Agreed. Translations of thought, feelings and ideas are heavily based on the culture they are from. Even though I've lived in USA for 10 years, there are still miscommunication going on, and we Norwegians start learning English in school at age 10-11. I've known English now for over 20 years, and there are still undercurrents that are odd to me. Don't even ask me about favorite Norwegian expressions I've translated to English, people get the blank look straight away. Example:
Do you want me to brew some coffee?
Vil du at jeg setter på litt kaffe? (Want you that I set/put on little/some coffee)
You want I should put on some coffee? (completely messed up grammar in both English and Norwegian, the kind of hybrid grammar you get after 10 years in a different country.)
Go and buy yourself another tv, this is broken.
Kjøp deg en ny tv, denne er ødelagt. (Buy you a new tv, this is broken.

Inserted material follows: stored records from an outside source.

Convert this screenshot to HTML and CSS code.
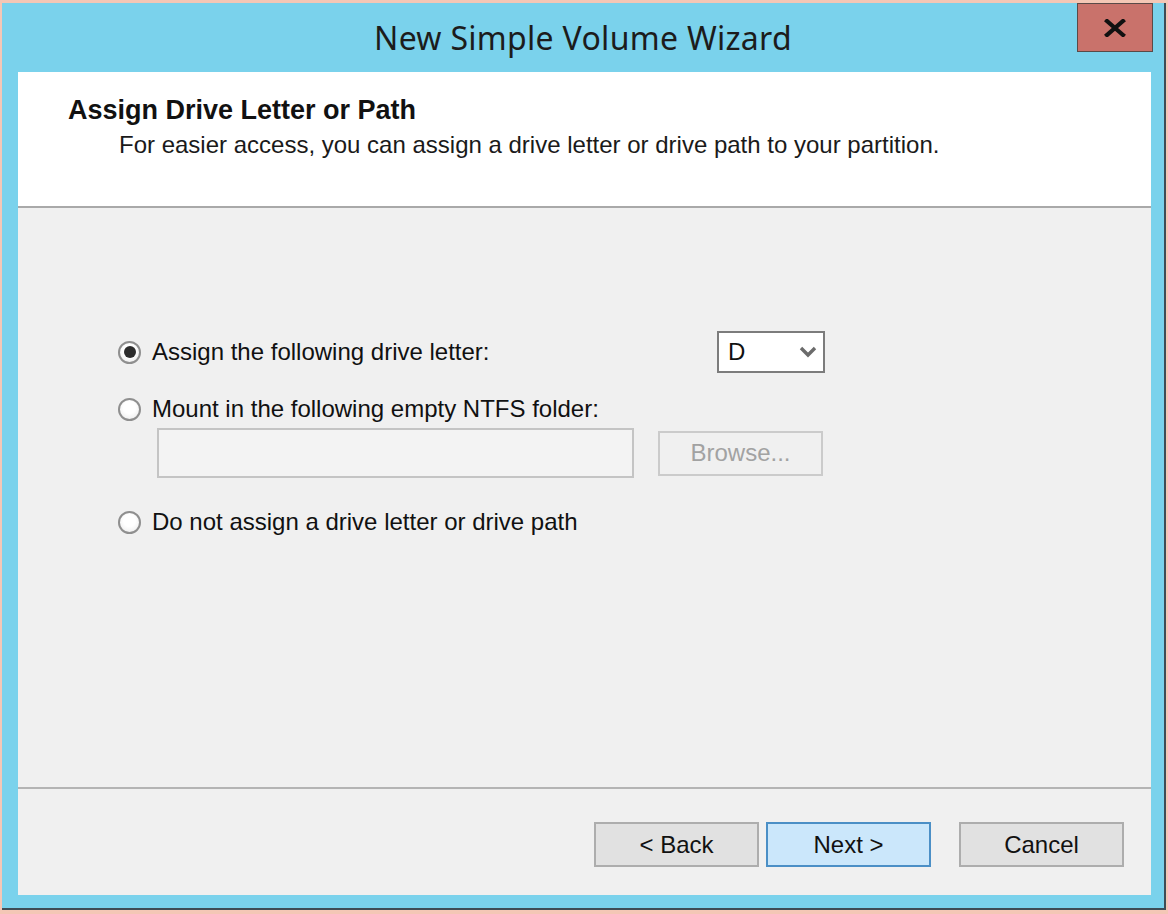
FILE: index.html
```html
<!DOCTYPE html>
<html>
<head>
<meta charset="utf-8">
<link rel="stylesheet" href="styles.css">
</head>
<body>
<div class="window">
  <div class="titlebar">
    <div class="title">New Simple Volume Wizard</div>
    <div class="close">
      <svg width="22" height="18" viewBox="0 0 22 18"><path d="M3 2 L19 16 M19 2 L3 16" stroke="#111" stroke-width="4.2" stroke-linecap="square"/></svg>
    </div>
  </div>
  <div class="client">
    <div class="header">
      <div class="heading">Assign Drive Letter or Path</div>
      <div class="subtitle">For easier access, you can assign a drive letter or drive path to your partition.</div>
    </div>
    <div class="body">
      <div class="options">
        <div class="row row-first">
          <div class="radio-label"><span class="radio checked"></span><span>Assign the following drive letter:</span></div>
          <div class="combo"><span>D</span>
            <svg width="18" height="12" viewBox="0 0 18 12"><path d="M2 2 L9 9 L16 2" fill="none" stroke="#6b6b6b" stroke-width="3.4"/></svg>
          </div>
        </div>
        <div class="row row-mount">
          <div class="radio-label"><span class="radio"></span><span>Mount in the following empty NTFS folder:</span></div>
        </div>
        <div class="row row-path">
          <div class="textbox"></div>
          <div class="btn btn-disabled">Browse...</div>
        </div>
        <div class="row row-none">
          <div class="radio-label"><span class="radio"></span><span>Do not assign a drive letter or drive path</span></div>
        </div>
      </div>
    </div>
    <div class="footer">
      <div class="btn btn-back">&lt; Back</div>
      <div class="btn btn-next">Next &gt;</div>
      <div class="btn btn-cancel">Cancel</div>
    </div>
  </div>
</div>
</body>
</html>
```

FILE: styles.css
```css
html, body {
  margin: 0;
  padding: 0;
}
body {
  background: #f4c7b6;
  width: 1168px;
  height: 914px;
  overflow: hidden;
  font-family: "Liberation Sans", Arial, sans-serif;
  color: #111;
}
.window {
  margin: 3px 0 0 2px;
  width: 1164px;
  height: 907px;
  background: #7ad2ec;
  border-right: 2px solid #3e4c56;
  border-bottom: 2px solid #3e4c56;
  box-sizing: border-box;
  display: flex;
  flex-direction: column;
}
.titlebar {
  position: relative;
  height: 69px;
  display: flex;
  align-items: center;
  justify-content: center;
}
.title {
  font-family: "Noto Sans", "Open Sans", sans-serif;
  font-size: 32px;
  color: #1c1c1c;
  margin-top: 0px;
  letter-spacing: 0.3px;
}
.close {
  position: absolute;
  top: 0;
  right: 11px;
  width: 74px;
  height: 47px;
  background: #c9726b;
  border: 1px solid #5a4a48;
  display: flex;
  align-items: center;
  justify-content: center;
}
.client {
  margin: 0 13px 0 16px;
  height: 823px;
  display: flex;
  flex-direction: column;
  background: #f0f0f0;
}
.header {
  background: #fff;
  height: 134px;
  border-bottom: 2px solid #a9a9a9;
  box-sizing: content-box;
  padding-left: 50px;
}
.heading {
  font-weight: bold;
  font-size: 27px;
  margin-top: 23px;
  line-height: 30px;
}
.subtitle {
  font-size: 24px;
  line-height: 28px;
  margin-top: 6px;
  padding-left: 51px;
  color: #1a1a1a;
}
.body {
  height: 579px;
  border-bottom: 2px solid #b4b4b4;
  background: #f0f0f0;
}
.options {
  padding: 123px 0 0 100px;
  font-size: 24px;
  line-height: 28px;
}
.row {
  display: flex;
  align-items: center;
}
.row-first {
  height: 42px;
}
.radio-label {
  display: flex;
  align-items: center;
  width: 599px;
}
.radio {
  width: 19px;
  height: 19px;
  border-radius: 50%;
  border: 2px solid #8f8f8f;
  background: radial-gradient(circle at 50% 40%, #ffffff 40%, #e8e8e8 100%);
  margin-right: 11px;
  position: relative;
  flex: none;
}
.radio.checked::after {
  content: "";
  position: absolute;
  left: 3.5px;
  top: 3.5px;
  width: 12px;
  height: 12px;
  border-radius: 50%;
  background: #2c2c2c;
}
.combo {
  width: 108px;
  height: 42px;
  box-sizing: border-box;
  border: 2px solid #7c7c7c;
  background: #fff;
  display: flex;
  align-items: center;
  justify-content: space-between;
  padding: 0 6px 0 9px;
  font-size: 24px;
}
.row-mount {
  margin-top: 22px;
  height: 28px;
}
.row-path {
  margin-top: 5px;
  padding-left: 39px;
  height: 50px;
}
.textbox {
  width: 477px;
  height: 50px;
  box-sizing: border-box;
  border: 2px solid #c4c4c4;
  background: #f3f3f3;
}
.btn {
  width: 165px;
  height: 45px;
  box-sizing: border-box;
  display: flex;
  align-items: center;
  justify-content: center;
  font-size: 24px;
  border: 2px solid #adadad;
  background: #e1e1e1;
  color: #111;
}
.btn-disabled {
  margin-left: 24px;
  background: #f0f0f0;
  border-color: #cbcbcb;
  color: #a2a2a2;
}
.row-none {
  margin-top: 30px;
  height: 28px;
}
.footer {
  flex: 1;
  display: flex;
  justify-content: flex-end;
  align-items: flex-start;
  padding: 33px 27px 0 0;
}
.btn-next {
  margin-left: 7px;
  background: #cbe7fb;
  border-color: #4b8fc6;
}
.btn-cancel {
  margin-left: 28px;
}
```
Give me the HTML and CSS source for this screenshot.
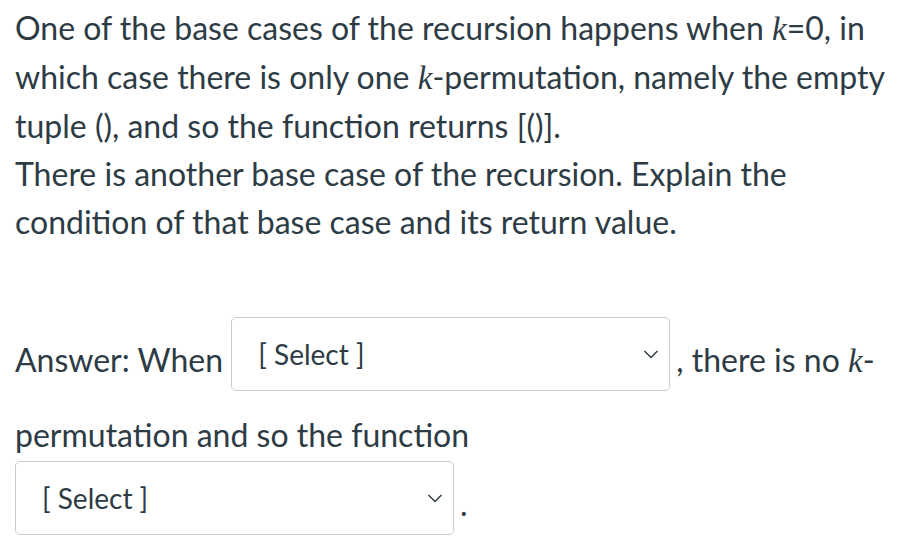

Yourself-deg selv/sjøl, is used in a 'buy it yourself' specific fashion.)
Here are some fun misunderstandings that I have made during my decade here.
Friend asks me for help to rotate the tires of his car. You all know what that means, right? I was wondering, and I quote: "Don't they rotate when you drive?"
Ex step son was playing some video game, and exclaims excitedly that "This game is the sh1t!" and my reply was... "why do you play it then?" I got a blank stare in reply.
English is a mishmash of all the different cultures that have occupied the British isles during history, and then moved to USA, and mutated again, so American English and English English could be classified as two different languages in writing. The Asian languages don't even share the same linguistic tree. Translating an asian text, with all their various dialects to a different language tree, with different customs and ways of thinking is BOUND to cause serious problems. I can guarantee that if an asian retranslates a english translation of an asian text, the original and new asian text will not be the same.
Just compare the old testament of the christian bible with the Jewish Torah, and they are not be the same at all. The torah was translated and edited to Latin, then to whatever new language, say English, with new edits. A friend of mine at work has both, in order to research.
Sorry about the long rambling post.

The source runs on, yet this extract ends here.